Just quickly touching on a few of the financial highlights. Obviously, leverage has ticked higher at the end of last year, based primarily on results and as we look ahead, you could see at 3/31, our leverage is about 5.5 times. That’s giving us some credit at least for the annual impact of the Anchor acquisition. But as we continue to roll quarters off and roll new quarters on we certainly would expect based on all the indicators and the things that I’ve mentioned that we make a lot of progress in leverage by the end of year and we’ll continue to keep everyone posted on that.

And I think importantly though during that period we’ve stilled maintained ample liquidity in the business. We’ve got more than $500 million available under the revolver as of the end of March.
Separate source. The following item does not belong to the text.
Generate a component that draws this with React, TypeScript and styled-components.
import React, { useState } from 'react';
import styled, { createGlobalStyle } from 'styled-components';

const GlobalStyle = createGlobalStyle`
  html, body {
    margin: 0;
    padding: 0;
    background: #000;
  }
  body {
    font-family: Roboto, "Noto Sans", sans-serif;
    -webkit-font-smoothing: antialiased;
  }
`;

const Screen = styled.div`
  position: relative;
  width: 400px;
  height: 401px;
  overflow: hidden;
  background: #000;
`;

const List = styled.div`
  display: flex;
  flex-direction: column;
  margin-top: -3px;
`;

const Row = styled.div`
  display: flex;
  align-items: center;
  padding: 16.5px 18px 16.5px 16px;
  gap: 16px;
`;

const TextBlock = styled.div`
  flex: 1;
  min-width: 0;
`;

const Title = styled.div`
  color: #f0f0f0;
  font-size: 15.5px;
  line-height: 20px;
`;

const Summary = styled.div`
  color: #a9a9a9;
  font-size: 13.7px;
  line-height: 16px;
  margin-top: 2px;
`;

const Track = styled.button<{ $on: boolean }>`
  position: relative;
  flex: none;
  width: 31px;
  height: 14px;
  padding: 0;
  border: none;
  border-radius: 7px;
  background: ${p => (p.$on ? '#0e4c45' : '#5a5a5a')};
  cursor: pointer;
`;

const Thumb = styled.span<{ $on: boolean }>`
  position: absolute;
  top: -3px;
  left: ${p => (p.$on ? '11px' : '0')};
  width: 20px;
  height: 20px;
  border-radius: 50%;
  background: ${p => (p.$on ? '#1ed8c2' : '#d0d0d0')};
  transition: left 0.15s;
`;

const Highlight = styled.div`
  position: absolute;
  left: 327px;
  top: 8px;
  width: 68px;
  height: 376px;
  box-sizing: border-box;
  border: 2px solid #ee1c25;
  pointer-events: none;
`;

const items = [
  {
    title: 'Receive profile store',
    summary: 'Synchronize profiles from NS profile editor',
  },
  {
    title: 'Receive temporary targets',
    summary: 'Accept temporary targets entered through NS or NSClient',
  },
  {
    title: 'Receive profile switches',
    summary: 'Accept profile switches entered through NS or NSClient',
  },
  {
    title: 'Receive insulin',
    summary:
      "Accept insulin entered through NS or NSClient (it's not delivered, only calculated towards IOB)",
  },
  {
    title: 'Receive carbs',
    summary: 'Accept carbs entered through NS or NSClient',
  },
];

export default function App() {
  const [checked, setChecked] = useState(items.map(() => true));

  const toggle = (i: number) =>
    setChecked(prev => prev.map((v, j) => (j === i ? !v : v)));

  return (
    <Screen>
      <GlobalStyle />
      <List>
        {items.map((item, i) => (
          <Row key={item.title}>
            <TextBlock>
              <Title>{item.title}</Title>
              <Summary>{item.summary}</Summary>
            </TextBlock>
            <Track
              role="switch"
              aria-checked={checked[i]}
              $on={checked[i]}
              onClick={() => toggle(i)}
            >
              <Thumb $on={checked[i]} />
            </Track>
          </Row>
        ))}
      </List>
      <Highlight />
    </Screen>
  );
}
So the leverage, we would expect to make a lot of progress. Our goal is to leverage it to be below four times.

Capital structure, again, we continue to make progress with success of notes offering. As you can see here, no successful offering with the one we just completed, $900 million, 6.5%. You could see we had some nine handle notes. We actually pulled our 9.375% notes that was part of the use of $900 million in proceeds. So to take those out and that created more flexibility for the company and of course results in an annualized interest savings as well.
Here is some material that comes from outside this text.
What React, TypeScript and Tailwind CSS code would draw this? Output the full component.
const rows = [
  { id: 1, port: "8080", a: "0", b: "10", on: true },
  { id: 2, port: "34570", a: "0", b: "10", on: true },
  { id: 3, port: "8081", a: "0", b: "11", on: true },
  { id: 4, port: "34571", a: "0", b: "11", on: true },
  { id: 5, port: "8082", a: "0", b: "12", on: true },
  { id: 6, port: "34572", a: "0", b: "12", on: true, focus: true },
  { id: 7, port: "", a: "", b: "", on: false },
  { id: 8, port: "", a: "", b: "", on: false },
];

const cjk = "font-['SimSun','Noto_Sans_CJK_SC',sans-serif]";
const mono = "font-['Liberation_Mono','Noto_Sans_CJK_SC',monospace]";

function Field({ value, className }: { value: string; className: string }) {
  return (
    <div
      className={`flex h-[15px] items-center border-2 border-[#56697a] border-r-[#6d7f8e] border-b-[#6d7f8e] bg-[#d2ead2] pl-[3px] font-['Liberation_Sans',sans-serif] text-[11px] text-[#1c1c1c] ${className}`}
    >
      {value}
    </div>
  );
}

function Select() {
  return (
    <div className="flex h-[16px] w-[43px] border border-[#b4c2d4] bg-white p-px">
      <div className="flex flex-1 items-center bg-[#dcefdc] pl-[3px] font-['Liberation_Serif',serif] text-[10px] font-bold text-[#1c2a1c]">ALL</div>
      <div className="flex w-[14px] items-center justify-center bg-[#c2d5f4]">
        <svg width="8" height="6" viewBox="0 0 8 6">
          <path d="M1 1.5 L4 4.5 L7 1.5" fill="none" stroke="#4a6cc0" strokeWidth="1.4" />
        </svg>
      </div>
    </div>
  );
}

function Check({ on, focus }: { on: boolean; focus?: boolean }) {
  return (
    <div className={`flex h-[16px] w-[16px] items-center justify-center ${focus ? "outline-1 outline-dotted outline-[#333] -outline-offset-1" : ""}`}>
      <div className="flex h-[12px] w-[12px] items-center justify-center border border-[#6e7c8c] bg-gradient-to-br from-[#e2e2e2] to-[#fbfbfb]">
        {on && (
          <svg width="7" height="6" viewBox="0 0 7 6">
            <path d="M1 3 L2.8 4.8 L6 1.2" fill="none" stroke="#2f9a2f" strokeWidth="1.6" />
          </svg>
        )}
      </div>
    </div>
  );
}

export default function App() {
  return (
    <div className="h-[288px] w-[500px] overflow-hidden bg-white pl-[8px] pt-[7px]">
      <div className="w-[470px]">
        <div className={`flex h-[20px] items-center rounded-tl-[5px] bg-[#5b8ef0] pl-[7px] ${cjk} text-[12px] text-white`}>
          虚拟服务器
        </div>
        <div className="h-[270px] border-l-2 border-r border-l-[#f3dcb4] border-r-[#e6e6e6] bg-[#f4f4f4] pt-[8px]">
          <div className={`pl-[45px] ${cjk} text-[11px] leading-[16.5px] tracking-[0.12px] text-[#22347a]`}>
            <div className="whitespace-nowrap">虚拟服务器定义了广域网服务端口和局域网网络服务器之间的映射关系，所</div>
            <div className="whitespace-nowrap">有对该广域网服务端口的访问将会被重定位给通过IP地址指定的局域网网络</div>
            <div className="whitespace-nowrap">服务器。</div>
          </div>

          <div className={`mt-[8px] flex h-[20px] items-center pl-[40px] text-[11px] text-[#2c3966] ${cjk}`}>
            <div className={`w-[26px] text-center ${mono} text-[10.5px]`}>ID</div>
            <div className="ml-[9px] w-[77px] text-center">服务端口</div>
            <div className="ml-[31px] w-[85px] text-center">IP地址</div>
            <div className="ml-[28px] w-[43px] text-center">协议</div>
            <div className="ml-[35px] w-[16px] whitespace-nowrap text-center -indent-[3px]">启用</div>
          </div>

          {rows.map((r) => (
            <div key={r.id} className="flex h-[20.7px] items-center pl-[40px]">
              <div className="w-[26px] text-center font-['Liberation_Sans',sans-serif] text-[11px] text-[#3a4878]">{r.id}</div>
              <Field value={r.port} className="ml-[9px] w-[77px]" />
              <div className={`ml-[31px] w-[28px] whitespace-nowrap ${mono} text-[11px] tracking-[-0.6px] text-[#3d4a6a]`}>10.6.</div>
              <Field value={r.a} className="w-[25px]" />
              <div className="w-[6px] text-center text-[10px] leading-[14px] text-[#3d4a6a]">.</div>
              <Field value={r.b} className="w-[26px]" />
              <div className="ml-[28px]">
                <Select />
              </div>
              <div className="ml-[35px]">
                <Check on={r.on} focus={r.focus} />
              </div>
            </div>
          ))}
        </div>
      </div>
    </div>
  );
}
In terms of capital markets funding, mentioned the recent debt offering. We’ve also announced an ATM equity program, which is commonly employed by MLPs to fund growth projects and the like. That’s very efficient way to raise capital, can be raised over successive quarters. It’s opportunistic. It’s lot cheaper than an overnight market at offering. We have not executed any sales under that program. We just put in place at the end of the first quarter, but that will be something to keep your eye on as go through successive quarters. That’s an efficient way to raise capital and maintain leverage where it’s today. And we have a traditional ABL revolver, $850 million revolver, matures in 2016 and we’re assessing opportunities there because that market has improved as well.

Touched on the liquidity, as I said, certainly improved liquidity. It’s very important for us to continue to focus on that. We have more than enough liquidity in the business and that really – between that and the bond offering that we just did, we feel we have solved sort of our immediate funding needs on the CapEx program as well as cash from operations, which we expect to enjoy primarily as we think about 2015 forward.

Our hedge program, as I said it’s kind of a cornerstone of risk mitigation for us. We’ve got a lot of barrels hedged at very attractive prices. You can see here the average strikes on the gasoline $14.5 of barrels, diesel upper to mid 20’s and same on the jet fuel. This is a very representative schedule if you look at our history, we’ve always waiting into new positions on hedging, it’s very important to us. We have a collateral trust agreement in place, it gives a first clean on our fixed assets to this hedging counter parties and that allows them to be comfortable wetting of hedge, lots of volume, many years out and so we’ll continue to execute on that program as we go forward.

And then here is our CapEx historical and projected for this year, it’s a big CapEx here with the growth projects, I might highlight our turnaround spending from 2013 to 2014 is much diminished based on a very heavy turnaround schedule last year. We wouldn’t anticipate a lot of turnaround expenditures until 2018 in terms of the cycle program. And then same business CapEx is about $50 million to $60 million.

Okay, we’re about out of time but certainly would welcome any questions that you have. Okay, thank you very much, I appreciate your attendance.